Re: [PHP-DEV] Interesting result

2002-12-23 Thread Markus Fischer 
I was talking about telling the 'undefined behaviour' case; not
what happens with the values exactly. I don't see a drawback in
documenting an 'undefined behaviour'. It's good for people to
have a torough documentation which even warns them before they're
doing silly things. Note that the majority of users of PHP are
non-programmers. Warning them before they shoot themselves a good
thing [tm].

On Mon, Dec 23, 2002 at 08:53:41AM -0800, David Gillies wrote : 
 --- Markus Fischer [EMAIL PROTECTED] wrote:
  So shouldn't we document those special case on
  the operators
  page ?
 
 
 No. Any developer worth his salt knows not to do silly
 things like this. It's not a 'special case'. It's just
 undefined behaviour. If your code uses syntax like
 this it is broken.
 
 As for 'why', in the implementation sense, this
 happens, I would imagine that the reference, by
 increasing the refcount of the variable, moves
 evaluation of the postincrement operator to a
 different sequence point. Just don't do it. Modifying
 the value of a variable twice between sequence points
 yields UNDEFINED BEHAVIOUR. That mean anything at all
 can happen, up to and including your hard drive being
 reformatted and rude emails being sent to your boss.
 
 You do NOT neeed to know the details.

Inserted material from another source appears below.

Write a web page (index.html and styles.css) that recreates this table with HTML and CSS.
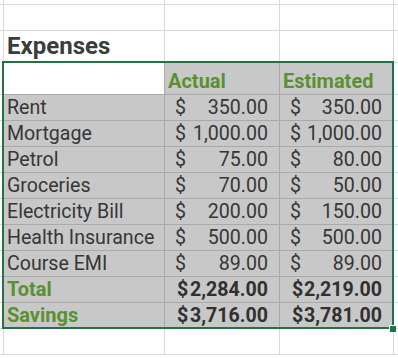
FILE: index.html
```html
<!DOCTYPE html>
<html>
<head>
<meta charset="utf-8">
<link rel="stylesheet" href="styles.css">
</head>
<body>
<div class="sheet">
  <div class="grid">
    <!-- row 0 (partial) -->
    <div class="c"></div><div class="c"></div><div class="c"></div><div class="c"></div><div class="c"></div>
    <!-- row 1 -->
    <div class="c"></div><div class="c"></div><div class="c"></div><div class="c"></div><div class="c"></div>
    <!-- row 2 title -->
    <div class="c"></div><div class="c title">Expenses</div><div class="c"></div><div class="c"></div><div class="c"></div>
    <!-- header -->
    <div class="c"></div><div class="c in"></div><div class="c in g head">Actual</div><div class="c in g head">Estimated</div><div class="c"></div>

    <div class="c"></div><div class="c in g">Rent</div><div class="c in g num"><span>$</span><span>350.00</span></div><div class="c in g num"><span>$</span><span>350.00</span></div><div class="c"></div>
    <div class="c"></div><div class="c in g">Mortgage</div><div class="c in g num"><span>$</span><span>1,000.00</span></div><div class="c in g num"><span>$</span><span>1,000.00</span></div><div class="c"></div>
    <div class="c"></div><div class="c in g">Petrol</div><div class="c in g num"><span>$</span><span>75.00</span></div><div class="c in g num"><span>$</span><span>80.00</span></div><div class="c"></div>
    <div class="c"></div><div class="c in g">Groceries</div><div class="c in g num"><span>$</span><span>70.00</span></div><div class="c in g num"><span>$</span><span>50.00</span></div><div class="c"></div>
    <div class="c"></div><div class="c in g">Electricity Bill</div><div class="c in g num"><span>$</span><span>200.00</span></div><div class="c in g num"><span>$</span><span>150.00</span></div><div class="c"></div>
    <div class="c"></div><div class="c in g">Health Insurance</div><div class="c in g num"><span>$</span><span>500.00</span></div><div class="c in g num"><span>$</span><span>500.00</span></div><div class="c"></div>
    <div class="c"></div><div class="c in g">Course EMI</div><div class="c in g num"><span>$</span><span>89.00</span></div><div class="c in g num"><span>$</span><span>89.00</span></div><div class="c"></div>
    <div class="c"></div><div class="c in g head">Total</div><div class="c in g num bold"><span>$</span><span>2,284.00</span></div><div class="c in g num bold"><span>$</span><span>2,219.00</span></div><div class="c"></div>
    <div class="c"></div><div class="c in g head">Savings</div><div class="c in g num bold"><span>$</span><span>3,716.00</span></div><div class="c in g num bold"><span>$</span><span>3,781.00</span></div><div class="c"></div>

    <div class="c"></div><div class="c"></div><div class="c"></div><div class="c"></div><div class="c"></div>
  </div>
  <div class="selection"></div>
  <div class="handle"></div>
</div>
</body>
</html>
```

FILE: styles.css
```css
html, body {
  margin: 0;
  padding: 0;
  background: #ffffff;
}
body {
  width: 398px;
  height: 358px;
  overflow: hidden;
  font-family: Roboto, "Liberation Sans", sans-serif;
  color: #363636;
}
.sheet {
  position: relative;
  width: 398px;
  height: 358px;
  overflow: hidden;
}
.grid {
  display: grid;
  grid-template-columns: 4px 161px 115px 114px 20px;
  grid-template-rows: 5px 26px 32px 32px repeat(9, 26px) 26px;
}
.c {
  box-sizing: border-box;
  border-right: 1px solid #d9d9d9;
  border-bottom: 1px solid #d9d9d9;
  display: flex;
  align-items: flex-end;
  padding: 0 0 1px 3px;
  font-size: 19.6px;
  line-height: 22px;
  white-space: nowrap;
  overflow: visible;
}
.c.in {
  border-right-color: #a9a9a9;
  border-bottom-color: #a9a9a9;
}
.c.g {
  background: #c8c8c8;
}
.title {
  font-size: 24px;
  font-weight: 700;
  color: #3c3c3c;
  padding-bottom: 3px;
  line-height: 26px;
}
.head {
  font-weight: 700;
  font-size: 20px;
  color: #5a9130;
  padding-bottom: 2px;
}
.num {
  justify-content: space-between;
  padding-left: 10px;
  padding-right: 11px;
}
.bold {
  font-weight: 700;
  color: #303030;
  padding-left: 12px;
}
.selection {
  position: absolute;
  left: 2px;
  top: 61px;
  width: 392px;
  height: 268px;
  box-sizing: border-box;
  border: 2px solid #217346;
  pointer-events: none;
}
.handle {
  position: absolute;
  left: 390px;
  top: 326px;
  width: 6px;
  height: 6px;
  background: #217346;
  box-shadow: -1px -1px 0 0 #ffffff;
}
```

As KR points
 out: if you don't know *how* [assorted weird tricks]
 are done on various machines, that innocence may help
 to protect you.
 
 Best Wishes
 
 David Gillies
 San Jose
 Costa Rica
 
 
  On Sun, Dec 22, 2002 at 10:26:08AM +0200, Andrey
  Hristov wrote : 
   oukei, stopping to ask anymore :))
   
   Andrey
   
   
   - Original Message -
   From: Andi Gutmans [EMAIL PROTECTED]
   To: Andrey Hristov [EMAIL PROTECTED];
  [EMAIL PROTECTED]
   Sent: Saturday, December 21, 2002 7:20 PM
   Subject: Re: [PHP-DEV] Interesting result
   
   
Again, as it is undefined in PHP the question
  Why in itself is wrong :)
   
Andi
   
At 04:43 PM 12/21/2002 +0200, Andrey Hristov
  wrote:
   
- Original Message -
From: Andi Gutmans [EMAIL PROTECTED]
To: Andrey Hristov [EMAIL PROTECTED];
  [EMAIL PROTECTED]
Sent: Saturday, December 21, 2002 4:17 PM
Subject: Re: [PHP-DEV] Interesting result


  It doesn't matter because the behavior here
  is undefined just like in
   C.
  You can't use a variable and it's post/pre
  increment value in the same
  expression.
 

Two years ago I've been told by a professort
  that a+++a+++a depends on
   the
language and the compiler. Yesterday i found
  this page :
   
  http://www.blueshoes.org/en/developer/syntax_exam/
If a=1 -
Java : 6
PHP : 6
gcc 2.95  : 3

I know that is on the edge and I will never
  use it in real script by I
   was
curious why the
reference change the result.

Best wishes,
Andrey

 
  At 03:26 PM 12/21/2002 +0200, Andrey Hristov
  wrote:
Hi,
  i got an interesting case  :
  
  ?php
  $a = 1;
  var_dump($a + $a++);
  
  
  $a = 1;
  $x = $a;
  var_dump($a + $a++);
  
  ?
  Result
  int(2)
  int(3)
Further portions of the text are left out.